In response to the Gorton and Denton by-election, for instance, one Labour source allegedly said the party was ready to “sacrifice bourgeois support” in certain parts of the country, to retain backing in Reform-leaning areas. The analysis above illustrates how flawed this ‘bourgeois’ characterisation is.
It’s true, of course, from a Labour perspective, that there are more places with ‘back of the queue’ deprivation than ‘behind the glass’ deprivation. But it’s also true that ‘behind the glass’ places are the last stronghold Labour has that could be said to resemble a long-term base. Jettisoning this seems highly risky, and a more sensible approach would be to find ways to unite the two deprivations. This will probably not involve foregrounding immigration in the way the government currently is – given that this is a topic which seems certain to cleave the two apart.
The real implication of my ‘two deprivations’ analysis is a situation from which everyone loses.

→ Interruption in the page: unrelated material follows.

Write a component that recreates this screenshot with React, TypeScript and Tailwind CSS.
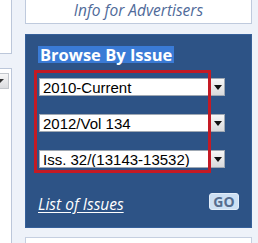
const selects = ['2010-Current', '2012/Vol 134', 'Iss. 32/(13143-13532)']

function DropArrow() {
  return (
    <div className="w-[14px] h-full shrink-0 flex items-center justify-center border-l border-[#b5b9bf] bg-gradient-to-b from-[#f7f7f7] to-[#d9dadc]">
      <svg width="8" height="5" viewBox="0 0 8 5">
        <path d="M0 0h8L4 5z" fill="#111" />
      </svg>
    </div>
  )
}

function SelectBox({ label }: { label: string }) {
  return (
    <div className="ml-px w-[186px] h-[18px] flex items-stretch bg-white border border-[#9fa8b3]">
      <div className="flex-1 pl-[3px] flex items-center text-[15px] leading-none text-black font-['Liberation_Sans',Arial,sans-serif] whitespace-nowrap overflow-hidden">
        {label}
      </div>
      <DropArrow />
    </div>
  )
}

export default function App() {
  return (
    <div className="relative w-[258px] h-[243px] overflow-hidden bg-[#eef2f9] flex font-['Open_Sans',sans-serif]">
      {/* left column, cut off */}
      <div className="w-[12px] shrink-0 flex flex-col">
        <div className="h-[54px] bg-white border-r border-b border-[#bcc7da]" />
        <div className="mt-[14px] flex-1 bg-white border-r border-t border-[#bcc7da] pt-[4px]">
          <div className="w-[9px] h-[16px] flex items-center border-r border-y border-[#c3c7cc] bg-gradient-to-b from-[#f7f7f7] to-[#dcdde0]">
            <svg width="4" height="5" viewBox="0 0 4 5">
              <path d="M0 0h4L0 4z" fill="#333" />
            </svg>
          </div>
        </div>
      </div>

      <div className="ml-[13px] w-[227px] shrink-0 flex flex-col">
        <div className="h-[24px] bg-white border-x border-b border-[#bfcadd] flex items-end justify-center pb-[5px]">
          <span className="text-[15.5px] leading-[15px] italic text-[#4f6a99]">Info for Advertisers</span>
        </div>

        <div className="mt-[10px] h-[194px] bg-[#2d5386] border border-[#36609a] pl-[12px] pr-[12px] pt-[11px] flex flex-col">
          <div className="flex">
            <span className="block bg-[#3a7bd6] text-white font-bold text-[16.5px] leading-[17px] px-[2px]">
              Browse By Issue
            </span>
          </div>
          <div className="mt-[15px] flex flex-col gap-[18px]">
            {selects.map((s) => (
              <SelectBox key={s} label={s} />
            ))}
          </div>
          <div className="mt-[25px] flex items-start justify-between">
            <a href="#" className="mt-[3px] text-[15.5px] leading-[17px] italic text-white underline underline-offset-2">
              List of Issues
            </a>
            <button className="w-[30px] h-[17px] rounded-[3px] bg-[#cde0f4] border border-[#e3eefa] text-[#566d8f] font-bold text-[14px] leading-[14px] flex items-center justify-center">
              GO
            </button>
          </div>
        </div>

        <div className="mt-[9px] flex-1 bg-white border-x border-t border-[#c5cfe0]" />
      </div>

      {/* red annotation frame */}
      <div className="absolute left-[34px] top-[70px] w-[177px] h-[103px] border-[3px] border-[#c41a24] pointer-events-none" />
    </div>
  )
}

In the parts of the country where you can get a good job, you can’t get a good house; in the parts of the country where you can get a good house, you can’t get a good job. Whichever way around you have it, the pathways to success are blocked.
Unless politicians address this better in the next decade than they did in the last two, ‘behind the glass’ and ‘back of the queue’ areas will continue to move apart – making a political settlement which advances social justice close to impossible.